SPAIN’S FIVE-YEAR borrowing costs hit new euro-era highs at an auction yesterday, while France paid less than 1 per cent for similar bonds.
The 6.459 per cent yield on Spain’s July 2017 bond was almost 40 basis points higher from the previous sale just a month ago, at levels not paid by the treasury in 16 years, with investors preferring French paper even at rock-bottom returns.
“For Spain it’s a combination of the economic uncertainty and the bleak economic outlook. France has its problems as well, but they’re on a totally different scale than what we’re seeing in Spain and Italy,” said Ben May, an economist at Capital Economics.
The euro zone’s largest economy, Germany, sold bonds at a negative yield for the first time on Wednesday, and other highly-rated euro zone states have also found investors willing to pay to hold their debt as they emphasise capital preservation.

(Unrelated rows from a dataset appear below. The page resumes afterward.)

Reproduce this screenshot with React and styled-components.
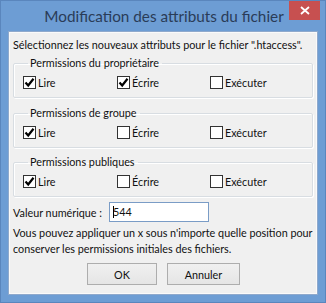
import React from 'react'
import styled, { createGlobalStyle } from 'styled-components'

const GlobalStyle = createGlobalStyle`
  html, body {
    margin: 0;
    padding: 0;
    background: #6b9bd2;
  }
  * {
    box-sizing: border-box;
  }
`

const Window = styled.div`
  width: 326px;
  height: 303px;
  display: flex;
  flex-direction: column;
  background: #6d9dd4;
  border: 1px solid #5a86bd;
  font-family: Lato, "Open Sans", sans-serif;
  font-size: 10.8px;
  color: #111;
  padding: 0 7px 7px 7px;
  overflow: hidden;
`

const TitleBar = styled.div`
  height: 30px;
  display: flex;
  align-items: center;
  justify-content: center;
  position: relative;
`

const Title = styled.div`
  font-size: 15.3px;
  color: #2a3c58;
  margin-left: 2px;
  white-space: nowrap;
`

const CloseButton = styled.div`
  position: absolute;
  top: -1px;
  right: -2px;
  width: 31px;
  height: 20px;
  background: #c75050;
  display: flex;
  align-items: center;
  justify-content: center;
`

const Client = styled.div`
  flex: 1;
  background: #f0f0f0;
  border: 1px solid #8fa9cc;
  box-shadow: inset 0 0 0 1px #fafafa;
  padding: 5px 4px 0 4px;
  display: flex;
  flex-direction: column;
  min-width: 0;
`

const Text = styled.div`
  line-height: 16px;
  white-space: nowrap;
`

const Group = styled.fieldset`
  margin: ${p => p.$top}px 0 0 0;
  padding: 3px 0 7px 9px;
  border: 1px solid #d8dde2;
  border-radius: 2px;
  box-shadow: inset 1px 1px 0 #fff, 1px 1px 0 #fff;
  min-width: 0;
  legend {
    padding: 0 3px 0 2px;
    margin-left: 5px;
    line-height: 16px;
  }
`

const CheckRow = styled.div`
  display: grid;
  grid-template-columns: 94px 93px 1fr;
  height: 16px;
  align-items: center;
`

const CheckItem = styled.label`
  display: flex;
  align-items: center;
  gap: 2px;
`

const Box = styled.span`
  width: 13px;
  height: 13px;
  background: #fff;
  border: 1px solid #333;
  display: flex;
  align-items: center;
  justify-content: center;
`

const ValueRow = styled.div`
  display: flex;
  align-items: center;
  margin-top: 5px;
  gap: 7px;
`

const Input = styled.div`
  width: 100px;
  height: 20px;
  background: #fff;
  border: 1px solid #7a9cc6;
  padding: 0 3px;
  display: flex;
  align-items: center;
  line-height: 16px;
  span {
    border-left: 1px solid #000;
    height: 12px;
    margin-right: -1px;
  }
`

const Info = styled.div`
  margin-top: 3px;
  line-height: 16px;
  white-space: nowrap;
`

const ButtonRow = styled.div`
  display: flex;
  justify-content: center;
  gap: 10px;
  margin-top: 6px;
  padding-left: 1px;
`

const Button = styled.div`
  width: ${p => p.$w}px;
  height: 22px;
  border: 1px solid #adadad;
  background: linear-gradient(#f0f0f0, #e5e5e5);
  display: flex;
  align-items: center;
  justify-content: center;
`

const Check = () => (
  <svg width="11" height="11" viewBox="0 0 11 11">
    <path d="M1.5 5.5 L4.2 8.5 L9.5 1.8" fill="none" stroke="#000" strokeWidth="2.2" />
  </svg>
)

const CheckBox = ({ label, checked }) => (
  <CheckItem>
    <Box>{checked && <Check />}</Box>
    {label}
  </CheckItem>
)

const groups = [
  { title: 'Permissions du propriétaire', values: [true, true, false], top: 2 },
  { title: 'Permissions de groupe', values: [true, false, false], top: 7 },
  { title: 'Permissions publiques', values: [true, false, false], top: 6 },
]

const labels = ['Lire', 'Écrire', 'Exécuter']

const App = () => {
  return (
    <>
      <GlobalStyle />
      <Window>
        <TitleBar>
          <Title>Modification des attributs du fichier</Title>
          <CloseButton>
            <svg width="10" height="9" viewBox="0 0 10 9">
              <path d="M1 1 L9 8 M9 1 L1 8" stroke="#fff" strokeWidth="1.8" />
            </svg>
          </CloseButton>
        </TitleBar>
        <Client>
          <Text>Sélectionnez les nouveaux attributs pour le fichier ".htaccess".</Text>
          {groups.map(g => (
            <Group key={g.title} $top={g.top}>
              <legend>{g.title}</legend>
              <CheckRow>
                {labels.map((l, i) => (
                  <CheckBox key={l} label={l} checked={g.values[i]} />
                ))}
              </CheckRow>
            </Group>
          ))}
          <ValueRow>
            <span>Valeur numérique :</span>
            <Input><span />544</Input>
          </ValueRow>
          <Info>
            Vous pouvez appliquer un x sous n'importe quelle position pour
            <br />
            conserver les permissions initiales des fichiers.
          </Info>
          <ButtonRow>
            <Button $w={70}>OK</Button>
            <Button $w={73}>Annuler</Button>
          </ButtonRow>
        </Client>
      </Window>
    </>
  )
}

export default App
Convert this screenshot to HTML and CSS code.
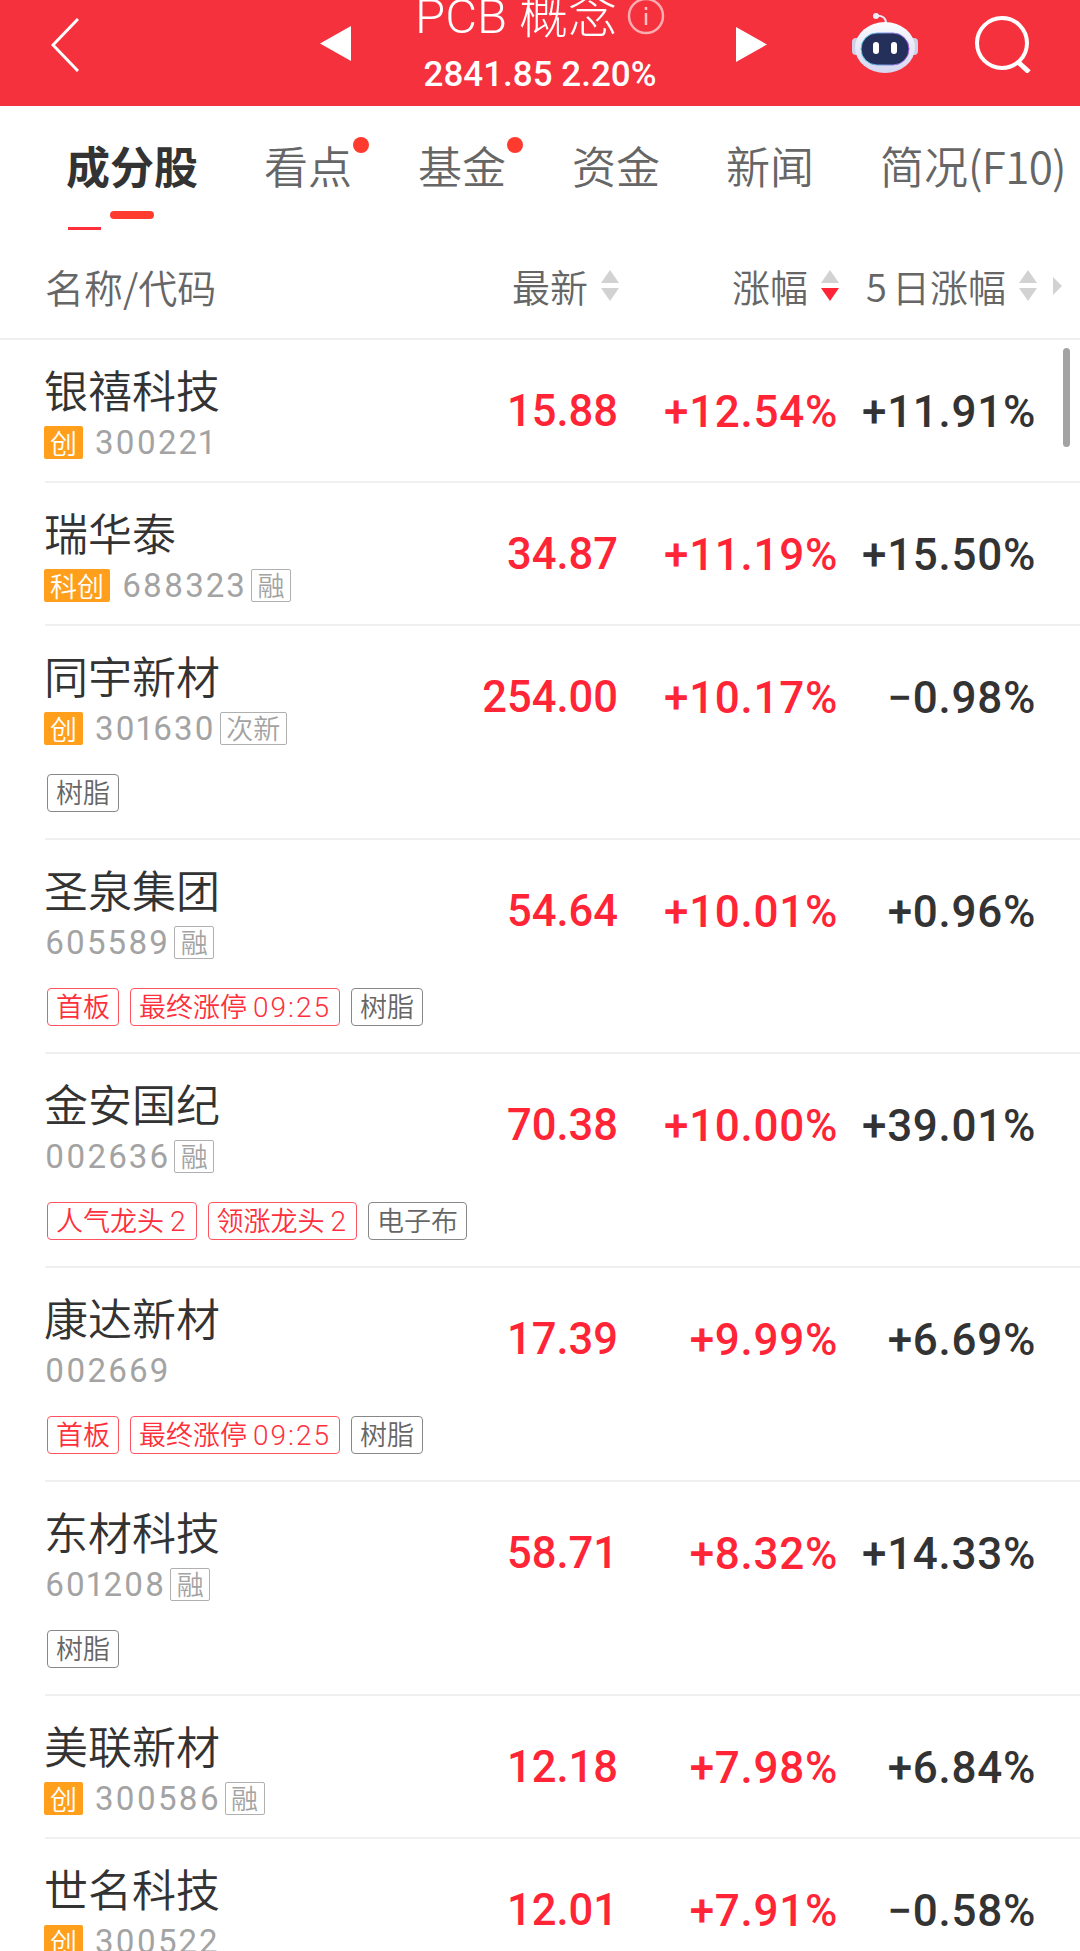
FILE: index.html
```html
<!DOCTYPE html>
<html lang="zh-CN">
<head>
    <meta charset="UTF-8">
    <meta name="viewport" content="width=device-width, initial-scale=1.0">
    <title>PCB概念</title>
    <link rel="stylesheet" href="styles.css">
</head>
<body>
    <div class="page">
        <header class="top">
            <svg class="back" width="28" height="54" viewBox="0 0 28 54"><path d="M27 1 L2 27 L27 53" fill="none" stroke="#fff" stroke-width="3"/></svg>
            <svg class="nav-prev" width="31" height="35" viewBox="0 0 31 35"><path d="M31 0 V35 L0 17.5 Z" fill="#fff"/></svg>
            <div class="title-box">
                <div class="title"><span>PCB 概念</span>
                    <svg class="info" width="38" height="38" viewBox="0 0 38 38"><circle cx="19" cy="19" r="17" fill="none" stroke="#fff" stroke-opacity=".6" stroke-width="2.5"/><path d="M19 16 V28 M19 10 V13" stroke="#fff" stroke-opacity=".7" stroke-width="2.5"/></svg>
                </div>
                <div class="subtitle">2841.85 2.20%</div>
            </div>
            <svg class="nav-next" width="31" height="35" viewBox="0 0 31 35"><path d="M0 0 V35 L31 17.5 Z" fill="#fff"/></svg>
            <svg class="robot" width="66" height="60" viewBox="0 0 66 60">
                <defs>
                    <linearGradient id="shell" x1="0" y1="0" x2="0" y2="1"><stop offset="0" stop-color="#fbfbff"/><stop offset="1" stop-color="#d6d6f0"/></linearGradient>
                    <linearGradient id="visor" x1="0" y1="0" x2="1" y2="0"><stop offset="0" stop-color="#4fd3e8"/><stop offset="1" stop-color="#a65be0"/></linearGradient>
                </defs>
                <path d="M24 3 C30 2 34 5 34 10" fill="none" stroke="#e8e8f6" stroke-width="2"/>
                <circle cx="24" cy="3" r="3" fill="#eeeefa"/>
                <rect x="0" y="25" width="8" height="17" rx="4" fill="#cfcfe8"/>
                <rect x="58" y="25" width="8" height="17" rx="4" fill="#cfcfe8"/>
                <ellipse cx="33" cy="34.5" rx="30" ry="25.5" fill="url(#shell)"/>
                <rect x="9" y="20" width="48" height="32" rx="16" fill="#25305a" stroke="url(#visor)" stroke-width="1"/>
                <rect x="21" y="29" width="6" height="12" rx="3" fill="#fff"/>
                <rect x="39" y="29" width="6" height="12" rx="3" fill="#fff"/>
            </svg>
            <svg class="search" width="58" height="60" viewBox="0 0 58 60"><circle cx="27" cy="30" r="25" fill="none" stroke="#fff" stroke-width="4"/><path d="M43 49 L54 59" stroke="#fff" stroke-width="5"/></svg>
        </header>

        <nav class="tabs">
            <span class="tab active">成分股</span>
            <span class="tab dot">看点</span>
            <span class="tab dot">基金</span>
            <span class="tab">资金</span>
            <span class="tab">新闻</span>
            <span class="tab">简况<span class="tab-latin">(F10)</span></span>
            <i class="mark-line"></i>
            <i class="mark-pill"></i>
        </nav>

        <div class="thead">
            <div class="th-name">名称/代码</div>
            <div class="th">最新<span class="sort"><i class="up"></i><i class="down"></i></span></div>
            <div class="th">涨幅<span class="sort"><i class="up"></i><i class="down on"></i></span></div>
            <div class="th"><span class="th-num">5</span>日涨幅<span class="sort"><i class="up"></i><i class="down"></i></span><i class="more"></i></div>
        </div>

        <div class="list">
            <i class="scrollbar"></i>

            <div class="row">
                <div class="main">
                    <div class="stock"><div class="name">银禧科技</div><div class="meta"><span class="board">创</span><span class="code">300221</span></div></div>
                    <div class="val price red">15.88</div><div class="val red">+12.54%</div><div class="val">+11.91%</div>
                </div>
            </div>

            <div class="row">
                <div class="main">
                    <div class="stock"><div class="name">瑞华泰</div><div class="meta"><span class="board">科创</span><span class="code">688323</span><span class="flag">融</span></div></div>
                    <div class="val price red">34.87</div><div class="val red">+11.19%</div><div class="val">+15.50%</div>
                </div>
            </div>

            <div class="row">
                <div class="main">
                    <div class="stock"><div class="name">同宇新材</div><div class="meta"><span class="board">创</span><span class="code">301630</span><span class="flag">次新</span></div></div>
                    <div class="val price red">254.00</div><div class="val red">+10.17%</div><div class="val">−0.98%</div>
                </div>
                <div class="tags"><span class="tag">树脂</span></div>
            </div>

            <div class="row">
                <div class="main">
                    <div class="stock"><div class="name">圣泉集团</div><div class="meta"><span class="code">605589</span><span class="flag">融</span></div></div>
                    <div class="val price red">54.64</div><div class="val red">+10.01%</div><div class="val">+0.96%</div>
                </div>
                <div class="tags"><span class="tag hot">首板</span><span class="tag hot">最终涨停<span class="num">09:25</span></span><span class="tag">树脂</span></div>
            </div>

            <div class="row">
                <div class="main">
                    <div class="stock"><div class="name">金安国纪</div><div class="meta"><span class="code">002636</span><span class="flag">融</span></div></div>
                    <div class="val price red">70.38</div><div class="val red">+10.00%</div><div class="val">+39.01%</div>
                </div>
                <div class="tags"><span class="tag hot">人气龙头<span class="num">2</span></span><span class="tag hot">领涨龙头<span class="num">2</span></span><span class="tag">电子布</span></div>
            </div>

            <div class="row">
                <div class="main">
                    <div class="stock"><div class="name">康达新材</div><div class="meta"><span class="code">002669</span></div></div>
                    <div class="val price red">17.39</div><div class="val red">+9.99%</div><div class="val">+6.69%</div>
                </div>
                <div class="tags"><span class="tag hot">首板</span><span class="tag hot">最终涨停<span class="num">09:25</span></span><span class="tag">树脂</span></div>
            </div>

            <div class="row">
                <div class="main">
                    <div class="stock"><div class="name">东材科技</div><div class="meta"><span class="code">601208</span><span class="flag">融</span></div></div>
                    <div class="val price red">58.71</div><div class="val red">+8.32%</div><div class="val">+14.33%</div>
                </div>
                <div class="tags"><span class="tag">树脂</span></div>
            </div>

            <div class="row">
                <div class="main">
                    <div class="stock"><div class="name">美联新材</div><div class="meta"><span class="board">创</span><span class="code">300586</span><span class="flag">融</span></div></div>
                    <div class="val price red">12.18</div><div class="val red">+7.98%</div><div class="val">+6.84%</div>
                </div>
            </div>

            <div class="row">
                <div class="main">
                    <div class="stock"><div class="name">世名科技</div><div class="meta"><span class="board">创</span><span class="code">300522</span></div></div>
                    <div class="val price red">12.01</div><div class="val red">+7.91%</div><div class="val">−0.58%</div>
                </div>
            </div>
        </div>
    </div>
</body>
</html>
```

FILE: styles.css
```css
* {
    box-sizing: border-box;
}

html, body {
    margin: 0;
    height: 1951px;
    overflow: hidden;
    background: #fff;
}

body {
    font-family: "Noto Sans CJK SC", "Noto Sans", sans-serif;
    color: #333;
}

.page {
    width: 1080px;
    height: 1951px;
    overflow: hidden;
}

i {
    display: block;
}

/* top red bar */
.top {
    height: 106px;
    background: #f4313c;
    display: flex;
    align-items: flex-start;
    overflow: hidden;
    color: #fff;
}

.back {
    margin: 18px 0 0 51px;
}

.nav-prev {
    margin: 26px 0 0 241px;
}

.title-box {
    width: 385px;
    padding-right: 7px;
    text-align: center;
}

.title {
    height: 60px;
    margin-top: -13px;
    display: flex;
    justify-content: center;
    align-items: flex-end;
    font-size: 49px;
    line-height: 60px;
    font-family: "Roboto", "Noto Sans CJK SC", sans-serif;
    font-weight: 300;
}

.info {
    margin-left: 10px;
    position: relative;
    top: -12px;
}

.subtitle {
    font-family: "Roboto", sans-serif;
    font-weight: 500;
    font-size: 35px;
    line-height: 40px;
    margin-top: 8px;
}

.nav-next {
    margin: 27px 0 0 0;
}

.robot {
    margin: 13px 0 0 85px;
}

.search {
    margin: 13px 0 0 57px;
}

/* tabs */
.tabs {
    position: relative;
    height: 127px;
    padding: 29px 0 0 66px;
    display: flex;
    gap: 66px;
    white-space: nowrap;
}

.tab {
    position: relative;
    font-size: 44px;
    line-height: 60px;
    color: #666;
    font-weight: 350;
}

.tab.active {
    color: #333;
    font-weight: 700;
}

.tab-latin {
    letter-spacing: -.7px;
}

.tab.dot::after {
    content: "";
    position: absolute;
    right: -17px;
    top: 2px;
    width: 16px;
    height: 16px;
    border-radius: 50%;
    background: #ff3b30;
}

.mark-line {
    position: absolute;
    left: 68px;
    top: 121px;
    width: 33px;
    height: 3px;
    background: #ff2f3c;
}

.mark-pill {
    position: absolute;
    left: 110px;
    top: 105px;
    width: 44px;
    height: 8px;
    border-radius: 4px;
    background: #ff3b30;
}

/* table head */
.thead {
    height: 107px;
    padding: 0 18px 0 45px;
    display: grid;
    grid-template-columns: 1fr 200px 220px 222px;
    align-items: center;
    border-bottom: 2px solid #f0f0f0;
    color: #666;
    font-size: 39px;
    font-weight: 350;
}

.th {
    display: flex;
    justify-content: flex-end;
    align-items: center;
    white-space: nowrap;
    font-size: 38px;
}

.th-num {
    margin-right: 5px;
}

.sort {
    width: 19px;
    margin-left: 13px;
    display: flex;
    flex-direction: column;
    gap: 5px;
}

.sort i {
    width: 0;
    height: 0;
    border-left: 9.5px solid transparent;
    border-right: 9.5px solid transparent;
}

.sort .up {
    border-bottom: 13px solid #d2d2d2;
}

.sort .down {
    border-top: 13px solid #d2d2d2;
}

.sort .down.on {
    border-top-color: #ff2436;
}

.more {
    width: 0;
    height: 0;
    margin-left: 15px;
    border-top: 9px solid transparent;
    border-bottom: 9px solid transparent;
    border-left: 9px solid #d2d2d2;
}

/* rows */
.list {
    position: relative;
}

.scrollbar {
    position: absolute;
    left: 1063px;
    top: 8px;
    width: 7px;
    height: 99px;
    border-radius: 4px;
    background: #a3a3a3;
}

.row {
    margin-left: 45px;
    border-bottom: 2px solid #f0f0f0;
}

.main {
    height: 141px;
    padding-right: 44px;
    display: grid;
    grid-template-columns: 1fr 200px 220px 198px;
    align-items: center;
}

.stock {
    align-self: start;
    padding-top: 19px;
}

.name {
    margin-left: -1px;
    font-size: 44px;
    line-height: 60px;
    color: #333;
    font-weight: 350;
}

.meta {
    height: 33px;
    margin-top: 7px;
    display: flex;
    align-items: center;
    white-space: nowrap;
}

.board {
    height: 33px;
    padding: 0 6px;
    margin-left: -1px;
    margin-right: 12px;
    border-radius: 2px;
    background: #ff9f1c;
    color: #fff;
    font-size: 27px;
    line-height: 33px;
    font-weight: 350;
}

.code {
    font-family: "Roboto", sans-serif;
    font-size: 33px;
    font-variant-numeric: proportional-nums;
    letter-spacing: 2px;
    color: #a3a3a3;
}

.flag {
    height: 33px;
    margin-left: 4px;
    padding: 0 5.5px;
    border: 1px solid #b0b0b0;
    border-radius: 2px;
    color: #a3a3a3;
    font-size: 27px;
    line-height: 30px;
    font-weight: 350;
}

.val {
    padding-top: 2px;
    font-family: "Roboto", sans-serif;
    font-weight: 500;
    font-size: 44px;
    letter-spacing: .7px;
    text-align: right;
    white-space: nowrap;
    color: #333;
}

.val.price {
    font-size: 43.5px;
    letter-spacing: 0;
}

.val.red {
    color: #ff2436;
}

.tags {
    height: 71px;
    padding: 7px 0 0 2px;
    display: flex;
    gap: 11px;
    align-items: flex-start;
}

.tag {
    height: 38px;
    padding: 0 8px;
    border: 1.5px solid #888;
    border-radius: 4px;
    color: #666;
    font-size: 27px;
    line-height: 34px;
    font-weight: 350;
    white-space: nowrap;
}

.tag .num {
    margin-left: 6px;
    font-family: "Roboto", sans-serif;
    font-size: 28px;
    letter-spacing: 2px;
}

.tag.hot {
    border-color: #ff5562;
    color: #ff2f3c;
}
```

That has led others to seek returns in relatively higher-yielding French paper, but buyers continue to shun riskier sovereign borrowers such as Spain even at bumper yields.
Euro zone finance ministers are due to sign off on up to €100 billion of aid for Spain’s battered banking sector today, although economists are increasingly concerned Madrid may need a rescue package of its own.
Spanish borrowing costs jumped on all three bonds offered, with the longest-dated, a seven-year, coming in near the 7 per cent mark beyond which other euro zone countries have been forced to seek aid.
After the auction yields on 10-year Spanish debt trading in the secondary market climbed back above 7 per cent, with the spread versus German bunds, seen as the euro zone’s least risky asset, close to record highs at 582 basis points.
In total, Spain sold €3 billion of bonds – at the top end of its targeted range – although demand was softer than for previous auctions.
France, meanwhile, sold €8.96 billion of bonds maturing in 2015, 2016 and 2017, including €4.5 billion of five-year debt at a yield of 0.86 per cent.